■ **What is being asked**
Make a tally of the lines in the records that include the string "this", and give only that number.

■ **Information given**
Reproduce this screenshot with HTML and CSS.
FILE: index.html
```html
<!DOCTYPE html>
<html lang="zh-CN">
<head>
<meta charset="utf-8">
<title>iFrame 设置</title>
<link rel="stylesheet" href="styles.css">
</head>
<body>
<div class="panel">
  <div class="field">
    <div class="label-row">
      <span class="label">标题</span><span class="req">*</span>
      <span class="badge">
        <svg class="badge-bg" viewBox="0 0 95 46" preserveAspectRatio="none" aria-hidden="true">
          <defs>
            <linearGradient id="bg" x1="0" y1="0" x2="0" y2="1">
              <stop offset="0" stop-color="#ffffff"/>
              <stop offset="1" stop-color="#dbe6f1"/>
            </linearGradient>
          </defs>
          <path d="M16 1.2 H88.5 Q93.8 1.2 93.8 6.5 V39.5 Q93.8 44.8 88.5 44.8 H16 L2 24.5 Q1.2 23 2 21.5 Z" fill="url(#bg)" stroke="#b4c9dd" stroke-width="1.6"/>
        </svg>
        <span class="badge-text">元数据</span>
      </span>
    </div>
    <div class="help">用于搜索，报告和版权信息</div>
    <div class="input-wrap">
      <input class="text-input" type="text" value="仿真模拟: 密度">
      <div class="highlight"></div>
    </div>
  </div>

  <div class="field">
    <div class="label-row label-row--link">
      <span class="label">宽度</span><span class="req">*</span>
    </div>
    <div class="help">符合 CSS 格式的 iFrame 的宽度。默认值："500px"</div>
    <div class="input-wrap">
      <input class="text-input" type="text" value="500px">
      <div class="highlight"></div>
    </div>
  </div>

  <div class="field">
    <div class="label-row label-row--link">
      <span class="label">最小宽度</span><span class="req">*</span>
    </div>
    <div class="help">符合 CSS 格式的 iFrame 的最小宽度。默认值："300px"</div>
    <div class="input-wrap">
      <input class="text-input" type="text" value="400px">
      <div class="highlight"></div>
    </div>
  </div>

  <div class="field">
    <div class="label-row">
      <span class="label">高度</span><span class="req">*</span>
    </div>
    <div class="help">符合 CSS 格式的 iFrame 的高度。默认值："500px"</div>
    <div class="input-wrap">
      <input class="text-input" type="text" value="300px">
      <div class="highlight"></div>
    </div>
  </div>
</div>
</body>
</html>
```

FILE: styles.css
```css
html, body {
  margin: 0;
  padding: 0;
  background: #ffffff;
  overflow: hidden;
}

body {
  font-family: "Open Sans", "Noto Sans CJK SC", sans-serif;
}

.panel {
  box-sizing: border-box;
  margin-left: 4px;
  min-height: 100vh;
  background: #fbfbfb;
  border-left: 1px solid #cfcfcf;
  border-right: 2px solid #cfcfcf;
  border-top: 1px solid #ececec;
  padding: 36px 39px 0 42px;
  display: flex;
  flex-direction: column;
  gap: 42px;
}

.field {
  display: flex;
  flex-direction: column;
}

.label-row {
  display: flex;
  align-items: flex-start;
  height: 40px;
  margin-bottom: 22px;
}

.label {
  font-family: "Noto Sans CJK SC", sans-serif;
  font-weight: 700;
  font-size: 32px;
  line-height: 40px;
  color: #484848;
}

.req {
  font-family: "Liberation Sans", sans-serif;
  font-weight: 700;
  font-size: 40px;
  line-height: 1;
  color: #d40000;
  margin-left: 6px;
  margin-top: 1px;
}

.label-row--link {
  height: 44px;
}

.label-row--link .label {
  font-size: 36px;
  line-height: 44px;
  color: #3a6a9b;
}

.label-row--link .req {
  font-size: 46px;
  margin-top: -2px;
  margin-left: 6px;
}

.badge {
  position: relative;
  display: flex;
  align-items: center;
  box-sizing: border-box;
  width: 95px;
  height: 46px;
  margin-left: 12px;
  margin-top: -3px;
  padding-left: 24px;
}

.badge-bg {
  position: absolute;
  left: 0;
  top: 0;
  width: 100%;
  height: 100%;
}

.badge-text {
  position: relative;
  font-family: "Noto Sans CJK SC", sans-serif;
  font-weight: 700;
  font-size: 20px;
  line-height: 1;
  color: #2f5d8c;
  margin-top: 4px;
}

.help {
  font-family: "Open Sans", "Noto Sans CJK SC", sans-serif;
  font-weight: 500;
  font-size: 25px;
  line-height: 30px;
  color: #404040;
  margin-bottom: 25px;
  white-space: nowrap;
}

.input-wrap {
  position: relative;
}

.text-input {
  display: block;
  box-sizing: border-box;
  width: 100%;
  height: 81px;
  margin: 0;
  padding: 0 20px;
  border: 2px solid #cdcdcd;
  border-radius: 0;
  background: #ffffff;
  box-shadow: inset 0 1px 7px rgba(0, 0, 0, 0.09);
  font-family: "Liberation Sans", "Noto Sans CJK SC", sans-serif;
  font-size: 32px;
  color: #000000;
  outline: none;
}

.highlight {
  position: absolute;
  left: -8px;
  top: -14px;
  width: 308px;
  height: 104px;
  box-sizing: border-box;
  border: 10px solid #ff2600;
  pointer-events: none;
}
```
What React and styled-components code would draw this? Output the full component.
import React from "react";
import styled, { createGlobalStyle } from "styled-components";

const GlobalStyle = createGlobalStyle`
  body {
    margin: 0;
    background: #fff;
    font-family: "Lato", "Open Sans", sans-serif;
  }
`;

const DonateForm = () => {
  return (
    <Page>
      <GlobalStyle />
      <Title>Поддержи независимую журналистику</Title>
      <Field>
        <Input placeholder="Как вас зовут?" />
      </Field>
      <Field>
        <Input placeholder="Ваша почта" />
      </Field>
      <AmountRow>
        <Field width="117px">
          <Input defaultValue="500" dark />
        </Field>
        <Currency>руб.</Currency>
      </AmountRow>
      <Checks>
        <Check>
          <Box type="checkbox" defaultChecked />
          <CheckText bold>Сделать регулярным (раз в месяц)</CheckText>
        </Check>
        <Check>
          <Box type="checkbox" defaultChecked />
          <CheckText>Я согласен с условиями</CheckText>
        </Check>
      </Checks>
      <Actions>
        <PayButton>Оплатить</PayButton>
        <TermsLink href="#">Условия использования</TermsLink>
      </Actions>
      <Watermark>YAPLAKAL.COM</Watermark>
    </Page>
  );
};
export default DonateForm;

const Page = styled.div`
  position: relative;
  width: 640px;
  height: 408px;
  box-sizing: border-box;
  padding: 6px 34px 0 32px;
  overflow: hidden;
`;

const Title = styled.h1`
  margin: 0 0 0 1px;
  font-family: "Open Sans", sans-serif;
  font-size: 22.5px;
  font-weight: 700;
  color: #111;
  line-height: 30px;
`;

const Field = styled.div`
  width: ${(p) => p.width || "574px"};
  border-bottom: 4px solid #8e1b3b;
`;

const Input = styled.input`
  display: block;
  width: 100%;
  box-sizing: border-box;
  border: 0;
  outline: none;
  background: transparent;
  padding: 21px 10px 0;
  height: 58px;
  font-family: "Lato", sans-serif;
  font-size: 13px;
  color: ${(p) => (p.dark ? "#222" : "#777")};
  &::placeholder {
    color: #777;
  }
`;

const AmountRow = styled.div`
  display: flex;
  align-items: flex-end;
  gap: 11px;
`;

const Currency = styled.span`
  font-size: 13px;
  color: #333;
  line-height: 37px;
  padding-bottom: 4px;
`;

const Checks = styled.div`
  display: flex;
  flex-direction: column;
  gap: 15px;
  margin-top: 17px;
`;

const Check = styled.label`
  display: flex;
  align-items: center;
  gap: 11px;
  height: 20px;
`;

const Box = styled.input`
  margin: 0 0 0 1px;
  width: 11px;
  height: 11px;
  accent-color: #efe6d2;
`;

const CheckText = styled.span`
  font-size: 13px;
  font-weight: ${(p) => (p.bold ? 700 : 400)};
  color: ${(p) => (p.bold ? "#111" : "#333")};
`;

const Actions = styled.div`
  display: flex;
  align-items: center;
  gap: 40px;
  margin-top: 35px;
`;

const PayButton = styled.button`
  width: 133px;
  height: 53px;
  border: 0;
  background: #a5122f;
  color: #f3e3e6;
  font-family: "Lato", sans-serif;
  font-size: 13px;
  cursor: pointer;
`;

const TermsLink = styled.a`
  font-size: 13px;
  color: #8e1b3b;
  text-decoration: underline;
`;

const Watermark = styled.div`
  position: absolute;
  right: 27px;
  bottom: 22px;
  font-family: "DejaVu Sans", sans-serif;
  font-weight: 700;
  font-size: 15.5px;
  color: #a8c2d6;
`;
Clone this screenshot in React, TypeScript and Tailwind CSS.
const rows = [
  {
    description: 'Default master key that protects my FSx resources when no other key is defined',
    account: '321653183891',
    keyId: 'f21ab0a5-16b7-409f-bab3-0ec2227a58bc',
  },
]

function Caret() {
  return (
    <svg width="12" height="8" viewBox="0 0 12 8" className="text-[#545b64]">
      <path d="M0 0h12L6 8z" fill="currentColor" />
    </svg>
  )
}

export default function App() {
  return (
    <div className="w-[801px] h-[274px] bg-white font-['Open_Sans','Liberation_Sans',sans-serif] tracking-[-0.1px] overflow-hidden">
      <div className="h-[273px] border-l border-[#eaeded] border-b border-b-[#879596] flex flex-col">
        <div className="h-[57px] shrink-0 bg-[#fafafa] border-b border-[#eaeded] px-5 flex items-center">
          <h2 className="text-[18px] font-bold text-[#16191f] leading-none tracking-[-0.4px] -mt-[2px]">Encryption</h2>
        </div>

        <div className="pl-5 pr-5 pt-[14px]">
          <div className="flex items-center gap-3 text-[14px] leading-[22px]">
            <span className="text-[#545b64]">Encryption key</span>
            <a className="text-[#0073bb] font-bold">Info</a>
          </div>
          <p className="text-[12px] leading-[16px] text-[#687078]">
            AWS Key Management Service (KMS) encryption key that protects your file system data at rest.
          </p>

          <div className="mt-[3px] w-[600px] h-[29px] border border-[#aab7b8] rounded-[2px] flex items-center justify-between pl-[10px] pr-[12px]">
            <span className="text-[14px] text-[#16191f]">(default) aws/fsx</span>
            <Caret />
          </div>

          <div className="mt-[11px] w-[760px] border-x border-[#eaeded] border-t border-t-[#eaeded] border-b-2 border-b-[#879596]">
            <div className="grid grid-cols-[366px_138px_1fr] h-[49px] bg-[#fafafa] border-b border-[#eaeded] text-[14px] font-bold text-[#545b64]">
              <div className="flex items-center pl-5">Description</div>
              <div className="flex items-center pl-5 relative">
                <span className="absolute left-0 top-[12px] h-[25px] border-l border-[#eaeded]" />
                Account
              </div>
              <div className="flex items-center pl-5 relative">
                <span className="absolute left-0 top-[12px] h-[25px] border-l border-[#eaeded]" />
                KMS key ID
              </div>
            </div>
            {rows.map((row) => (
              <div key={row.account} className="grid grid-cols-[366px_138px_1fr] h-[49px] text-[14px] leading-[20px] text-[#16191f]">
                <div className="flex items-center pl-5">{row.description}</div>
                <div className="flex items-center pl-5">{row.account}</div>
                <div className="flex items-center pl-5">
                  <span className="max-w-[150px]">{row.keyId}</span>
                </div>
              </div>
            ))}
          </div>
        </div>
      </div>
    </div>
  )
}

■ **Result**
3